Malaria not a cure for AIDS
Dr. Henry Heimlich seems to think the way to help sick people, is to infect them with another disease. Heimlich, inventor of the anti-choking maneuver, believes that infecting HIV sufferers with a curable form of malaria which induces high fevers can stimulate the immune system and fight off HIV.
This practice is unjustified and unethical. The U.S. Centers for Disease Control and Prevention agreed in 1993 when it issued a memorandum stating malarial therapy could not be justified because it may well do more harm than good.
Heimlich thinks this method would be effective because in the early 1990s, some African children with malaria and AIDS survived more frequently than children with AIDS alone.

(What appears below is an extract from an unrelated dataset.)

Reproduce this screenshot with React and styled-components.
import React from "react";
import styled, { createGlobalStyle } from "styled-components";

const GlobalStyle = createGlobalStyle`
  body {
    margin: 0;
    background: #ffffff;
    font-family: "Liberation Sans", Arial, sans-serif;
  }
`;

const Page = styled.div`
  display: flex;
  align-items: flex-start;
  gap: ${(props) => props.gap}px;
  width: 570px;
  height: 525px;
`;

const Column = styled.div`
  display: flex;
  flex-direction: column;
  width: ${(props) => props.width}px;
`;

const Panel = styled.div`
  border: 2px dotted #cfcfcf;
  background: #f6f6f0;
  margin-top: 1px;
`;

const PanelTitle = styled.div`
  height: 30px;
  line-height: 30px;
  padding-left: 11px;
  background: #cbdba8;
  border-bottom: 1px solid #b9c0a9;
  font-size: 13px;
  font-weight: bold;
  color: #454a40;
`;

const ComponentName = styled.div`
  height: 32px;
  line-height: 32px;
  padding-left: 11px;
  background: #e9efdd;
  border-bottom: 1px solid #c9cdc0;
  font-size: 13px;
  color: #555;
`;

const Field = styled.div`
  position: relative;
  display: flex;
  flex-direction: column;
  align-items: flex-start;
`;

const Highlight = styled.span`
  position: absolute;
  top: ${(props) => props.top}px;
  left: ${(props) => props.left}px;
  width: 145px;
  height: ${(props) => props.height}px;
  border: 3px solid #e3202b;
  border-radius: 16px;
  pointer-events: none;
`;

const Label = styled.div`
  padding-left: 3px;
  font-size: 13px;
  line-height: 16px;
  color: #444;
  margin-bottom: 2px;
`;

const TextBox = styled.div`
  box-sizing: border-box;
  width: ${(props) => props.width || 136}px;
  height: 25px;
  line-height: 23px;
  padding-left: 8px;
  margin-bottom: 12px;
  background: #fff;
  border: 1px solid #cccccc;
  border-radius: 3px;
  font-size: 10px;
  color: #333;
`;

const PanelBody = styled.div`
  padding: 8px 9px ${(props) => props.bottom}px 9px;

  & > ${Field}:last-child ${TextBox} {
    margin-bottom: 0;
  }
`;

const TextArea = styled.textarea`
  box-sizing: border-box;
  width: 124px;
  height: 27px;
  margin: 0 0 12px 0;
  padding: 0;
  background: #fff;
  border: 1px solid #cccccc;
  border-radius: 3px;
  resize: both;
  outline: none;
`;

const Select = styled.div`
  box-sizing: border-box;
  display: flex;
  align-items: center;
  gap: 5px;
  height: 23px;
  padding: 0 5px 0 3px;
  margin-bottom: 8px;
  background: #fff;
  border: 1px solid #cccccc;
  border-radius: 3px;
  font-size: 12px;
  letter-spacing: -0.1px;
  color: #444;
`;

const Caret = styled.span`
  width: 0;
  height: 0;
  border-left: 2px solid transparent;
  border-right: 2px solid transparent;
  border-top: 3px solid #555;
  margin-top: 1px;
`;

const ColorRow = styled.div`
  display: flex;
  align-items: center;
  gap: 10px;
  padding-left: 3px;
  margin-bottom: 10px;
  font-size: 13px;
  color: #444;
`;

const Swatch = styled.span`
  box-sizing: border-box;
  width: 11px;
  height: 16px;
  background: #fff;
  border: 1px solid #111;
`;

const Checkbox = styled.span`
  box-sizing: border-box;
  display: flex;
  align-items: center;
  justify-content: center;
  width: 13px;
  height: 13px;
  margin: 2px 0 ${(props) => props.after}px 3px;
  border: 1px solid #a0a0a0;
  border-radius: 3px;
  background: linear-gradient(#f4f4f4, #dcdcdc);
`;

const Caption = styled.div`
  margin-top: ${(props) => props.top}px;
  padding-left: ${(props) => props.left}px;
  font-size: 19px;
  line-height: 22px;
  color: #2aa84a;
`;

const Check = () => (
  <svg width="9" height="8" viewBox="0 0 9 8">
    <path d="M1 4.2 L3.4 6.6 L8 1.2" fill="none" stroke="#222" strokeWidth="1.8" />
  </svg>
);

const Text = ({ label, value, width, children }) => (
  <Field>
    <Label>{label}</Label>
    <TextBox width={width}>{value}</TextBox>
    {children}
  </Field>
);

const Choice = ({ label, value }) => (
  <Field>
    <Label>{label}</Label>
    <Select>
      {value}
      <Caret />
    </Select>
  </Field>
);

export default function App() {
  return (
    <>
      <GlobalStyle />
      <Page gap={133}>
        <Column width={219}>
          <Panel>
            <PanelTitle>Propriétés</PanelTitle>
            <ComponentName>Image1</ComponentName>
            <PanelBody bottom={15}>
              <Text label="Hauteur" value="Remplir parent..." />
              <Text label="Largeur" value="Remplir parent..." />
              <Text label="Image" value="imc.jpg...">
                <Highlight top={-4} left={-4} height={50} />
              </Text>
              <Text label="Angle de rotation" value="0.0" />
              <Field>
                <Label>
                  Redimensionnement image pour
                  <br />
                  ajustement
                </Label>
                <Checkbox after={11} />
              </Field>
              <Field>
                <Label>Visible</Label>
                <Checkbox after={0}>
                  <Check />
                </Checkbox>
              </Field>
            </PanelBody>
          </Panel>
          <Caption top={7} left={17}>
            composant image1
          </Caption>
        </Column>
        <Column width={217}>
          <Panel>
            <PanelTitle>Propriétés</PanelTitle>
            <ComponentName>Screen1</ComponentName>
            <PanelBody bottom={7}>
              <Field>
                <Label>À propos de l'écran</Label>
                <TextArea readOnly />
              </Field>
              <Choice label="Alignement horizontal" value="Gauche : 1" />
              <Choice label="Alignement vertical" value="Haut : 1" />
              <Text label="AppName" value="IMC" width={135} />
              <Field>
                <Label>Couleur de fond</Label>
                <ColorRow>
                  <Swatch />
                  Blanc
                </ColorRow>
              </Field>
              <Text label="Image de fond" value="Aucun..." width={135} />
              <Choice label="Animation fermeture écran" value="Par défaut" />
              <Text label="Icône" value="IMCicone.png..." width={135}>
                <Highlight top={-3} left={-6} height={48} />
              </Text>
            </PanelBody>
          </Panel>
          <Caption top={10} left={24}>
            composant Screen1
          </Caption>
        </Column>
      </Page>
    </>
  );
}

It sounds like Heimlich has an idea he wants to try out on poor, helpless people who feel they have no other option. He says he has arrangements with four African countries to test his theory.
By targeting the poor, he is sending a message that their lives are less important.
Mark Harrington, executive director of an AIDS research advocacy organization called Treatment Action Group, said, “If Heimlich is really doing this, he should be put in jail.” He also said, “There seems to be evidence that malaria worsens HIV.”
Why Heimlich thinks he has reason to infect people with a disease is left unexplained. Because he is an American, he should abide by the CDC’s warning and refrain from testing his proposed treatment regime.
It’s ridiculous to think that adding a disease to an already deteriorating immune system would in turn help the body fight disease.
Heimlich also belittles the objections raised by others in the medical field, saying, “If all of your peers understand what you’ve done, you haven’t been creative.” Medicine is not the field to be different, since lives can easily be lost.
Heimlich’s time would be better spent finding a drug that has no harmful effects and instead, only has positive results.